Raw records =
□ □ □ □
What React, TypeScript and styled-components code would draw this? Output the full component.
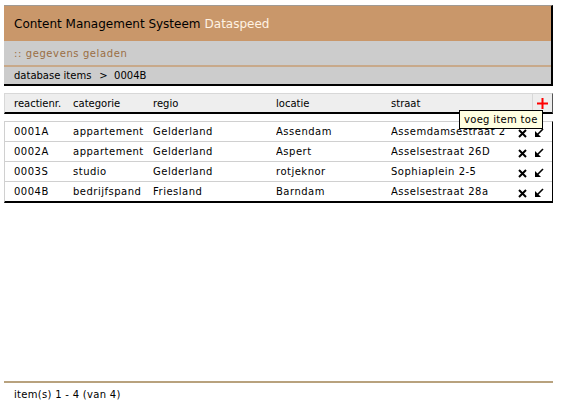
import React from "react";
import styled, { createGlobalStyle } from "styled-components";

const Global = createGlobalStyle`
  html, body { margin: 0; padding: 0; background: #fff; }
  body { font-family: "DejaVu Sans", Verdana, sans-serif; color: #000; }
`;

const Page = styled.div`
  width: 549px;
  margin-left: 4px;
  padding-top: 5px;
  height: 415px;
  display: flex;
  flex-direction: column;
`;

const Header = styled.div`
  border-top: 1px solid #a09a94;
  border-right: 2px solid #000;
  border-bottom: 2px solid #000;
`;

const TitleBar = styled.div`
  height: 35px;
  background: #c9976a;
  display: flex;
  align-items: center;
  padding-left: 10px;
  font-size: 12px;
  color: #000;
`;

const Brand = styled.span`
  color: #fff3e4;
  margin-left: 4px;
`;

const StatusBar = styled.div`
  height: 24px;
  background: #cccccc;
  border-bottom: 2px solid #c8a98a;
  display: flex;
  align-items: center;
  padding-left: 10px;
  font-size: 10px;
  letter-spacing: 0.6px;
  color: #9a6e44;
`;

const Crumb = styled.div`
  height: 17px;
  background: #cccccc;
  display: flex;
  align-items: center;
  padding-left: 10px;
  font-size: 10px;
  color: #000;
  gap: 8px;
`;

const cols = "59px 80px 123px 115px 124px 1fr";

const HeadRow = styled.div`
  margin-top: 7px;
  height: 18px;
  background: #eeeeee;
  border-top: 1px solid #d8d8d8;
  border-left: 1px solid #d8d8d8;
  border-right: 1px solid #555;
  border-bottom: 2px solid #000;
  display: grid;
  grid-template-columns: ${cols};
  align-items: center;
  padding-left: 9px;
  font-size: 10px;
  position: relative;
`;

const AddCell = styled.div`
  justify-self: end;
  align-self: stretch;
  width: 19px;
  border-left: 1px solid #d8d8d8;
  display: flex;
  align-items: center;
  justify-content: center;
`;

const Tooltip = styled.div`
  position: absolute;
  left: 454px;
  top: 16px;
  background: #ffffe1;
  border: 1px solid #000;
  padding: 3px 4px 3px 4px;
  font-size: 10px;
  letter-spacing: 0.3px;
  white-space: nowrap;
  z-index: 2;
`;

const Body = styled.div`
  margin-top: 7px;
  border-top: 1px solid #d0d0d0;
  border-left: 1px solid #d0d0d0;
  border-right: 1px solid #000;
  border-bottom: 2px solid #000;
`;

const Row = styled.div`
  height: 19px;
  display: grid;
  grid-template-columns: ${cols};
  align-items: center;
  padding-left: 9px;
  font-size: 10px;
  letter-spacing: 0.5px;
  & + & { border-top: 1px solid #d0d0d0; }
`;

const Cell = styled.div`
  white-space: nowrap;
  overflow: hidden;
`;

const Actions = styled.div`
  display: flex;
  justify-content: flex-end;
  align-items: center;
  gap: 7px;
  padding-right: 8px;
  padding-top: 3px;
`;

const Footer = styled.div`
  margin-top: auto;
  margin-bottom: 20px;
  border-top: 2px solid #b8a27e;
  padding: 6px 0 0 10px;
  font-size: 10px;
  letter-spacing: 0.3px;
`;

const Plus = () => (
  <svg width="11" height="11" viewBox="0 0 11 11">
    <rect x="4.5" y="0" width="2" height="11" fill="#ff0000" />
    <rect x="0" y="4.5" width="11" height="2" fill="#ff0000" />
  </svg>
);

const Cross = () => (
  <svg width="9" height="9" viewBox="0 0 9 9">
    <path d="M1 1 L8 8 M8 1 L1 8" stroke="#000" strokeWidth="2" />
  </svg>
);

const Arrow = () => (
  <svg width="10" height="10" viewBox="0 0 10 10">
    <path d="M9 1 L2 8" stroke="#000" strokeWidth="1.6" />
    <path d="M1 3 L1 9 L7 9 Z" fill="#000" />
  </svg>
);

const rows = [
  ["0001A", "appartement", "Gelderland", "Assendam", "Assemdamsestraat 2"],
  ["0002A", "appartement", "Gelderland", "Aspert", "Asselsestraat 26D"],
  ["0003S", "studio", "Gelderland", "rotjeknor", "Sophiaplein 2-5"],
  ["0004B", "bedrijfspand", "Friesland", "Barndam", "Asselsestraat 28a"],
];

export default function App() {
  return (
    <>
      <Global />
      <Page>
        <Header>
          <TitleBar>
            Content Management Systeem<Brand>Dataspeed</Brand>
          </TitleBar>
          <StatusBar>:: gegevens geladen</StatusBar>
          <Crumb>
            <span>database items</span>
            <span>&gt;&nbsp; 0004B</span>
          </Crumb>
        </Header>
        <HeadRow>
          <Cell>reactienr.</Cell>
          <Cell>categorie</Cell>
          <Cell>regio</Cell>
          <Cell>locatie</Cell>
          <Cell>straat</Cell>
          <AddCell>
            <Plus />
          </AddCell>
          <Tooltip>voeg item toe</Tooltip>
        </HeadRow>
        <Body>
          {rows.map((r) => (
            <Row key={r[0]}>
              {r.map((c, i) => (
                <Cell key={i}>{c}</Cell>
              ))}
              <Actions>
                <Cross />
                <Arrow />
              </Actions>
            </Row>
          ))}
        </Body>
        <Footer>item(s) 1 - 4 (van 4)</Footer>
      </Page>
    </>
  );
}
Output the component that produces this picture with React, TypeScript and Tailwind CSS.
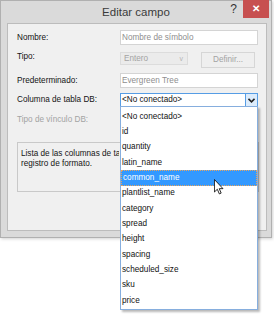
□ □ □ □
Pick out lines containing the word "TypeScript", each one as written.

What React, TypeScript and styled-components code would draw this? Output the full component.
Output the component that produces this picture with React, TypeScript and Tailwind CSS.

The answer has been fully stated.